Perno del romanzo, è la vicenda che scuote la dormiente cittadina: Tom Robinson, bracciante nero, è ingiustamente accusato di violenza sessuale nei confronti di una ragazza bianca (Mayella Ewell). Atticus è incaricato dal giudice Taylor di difenderlo. Durante il processo, Atticus riesce a dimostrare l'assenza di prove a carico dell'imputato, dimostrando in modo incontrovertibile che le percosse subite dalla giovane, e la stessa violenza, sono opera del padre, Bob Ewell; la giuria, tuttavia, condanna Tom. Scout e Jem assistono al processo dalla balconata riservata ai neri, ospiti del loro pastore. La maggioranza degli abitanti di Maycomb disprezza Atticus, che viene definito “negrofilo”, anche per aver permesso ai suoi figli di mescolarsi al pubblico di colore. Tom viene quindi incarcerato. Atticus è fiducioso nella possibilità di ribaltare la condanna durante il ricorso in appello, ma Tom, stanco e sfiduciato, durante l'ora d'aria tenta la fuga dal carcere, venendo così ucciso dalle fucilate delle guardie. Nonostante questo, Bob Ewell continua a nutrire un terribile odio nei confronti di Atticus, risentimento che lo spinge a vendicarsi cercando di uccidere Jem e Scout, una notte mentre rincasavano dopo la festa di Halloween. I bambini vengono salvati da Boo, che per anni li aveva osservati in silenzio dall'interno della propria abitazione. Per salvare i due ragazzi, Boo uccide Ewell. Lo sceriffo ne è consapevole ma, per evitare allo psicolabile Boo un processo, decide di archiviare il caso come un incidente. 



 
 Harper Lee




Il buio oltre la siepe, commento
Si tratta di un romanzo di formazione, dove è narrato il percorso di crescita di Scout, che, con i suoi sei anni, guarda il mondo con innocenza mista a paura.  La vicenda ha una durata temporale di tre anni, arco di tempo in cui Scout affronterà degli eventi che la trasformeranno in una piccola adulta.

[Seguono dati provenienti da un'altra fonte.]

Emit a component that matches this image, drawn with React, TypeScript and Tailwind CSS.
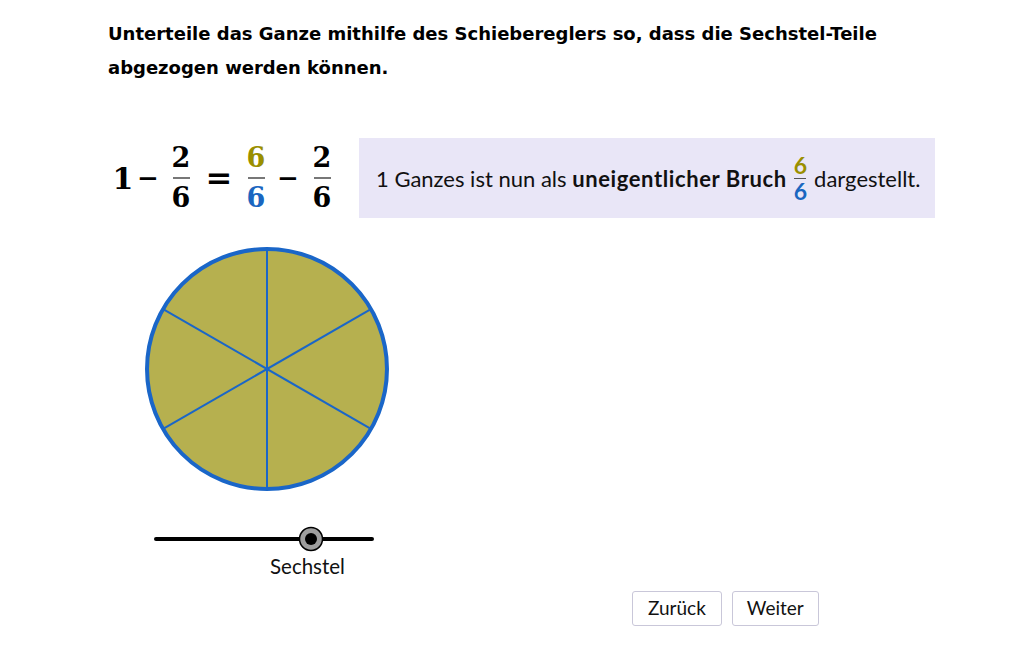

Assaporando l’ingiustizia e la diversità, Scout vedrà crollare la percezione del mondo che si era costruita. L’autrice, attraverso la protagonista illustra temi come il ruolo delle donne nella società e i diritti della popolazione afroamericana.
Credo si possa condensare il messaggio contenuto nell’opera, nella consapevolezza che i pregiudizi siano generati principalmente dall’ignoranza. Gli stessi pregiudizi che, inevitabilmente, producono paure, nel diverso, nello sconosciuto o chi non rientra negli schemi accettati dalla società. Paure che possiamo combattere, cessando così di essere tali, solamente se siamo disposti ad affrontarle. E è proprio attraverso il coraggio di Atticus, che l’autrice vuole insegnarci l’importanza del rispetto delle proprie idee, facendogli dire: “Hanno diritto di pensarlo e hanno il diritto di far rispettare la propria opinione, ma prima di vivere con gli altri, bisogna che viva con me stesso: la coscienza è l’unica cosa che non debba conformarsi al volere della maggioranza.”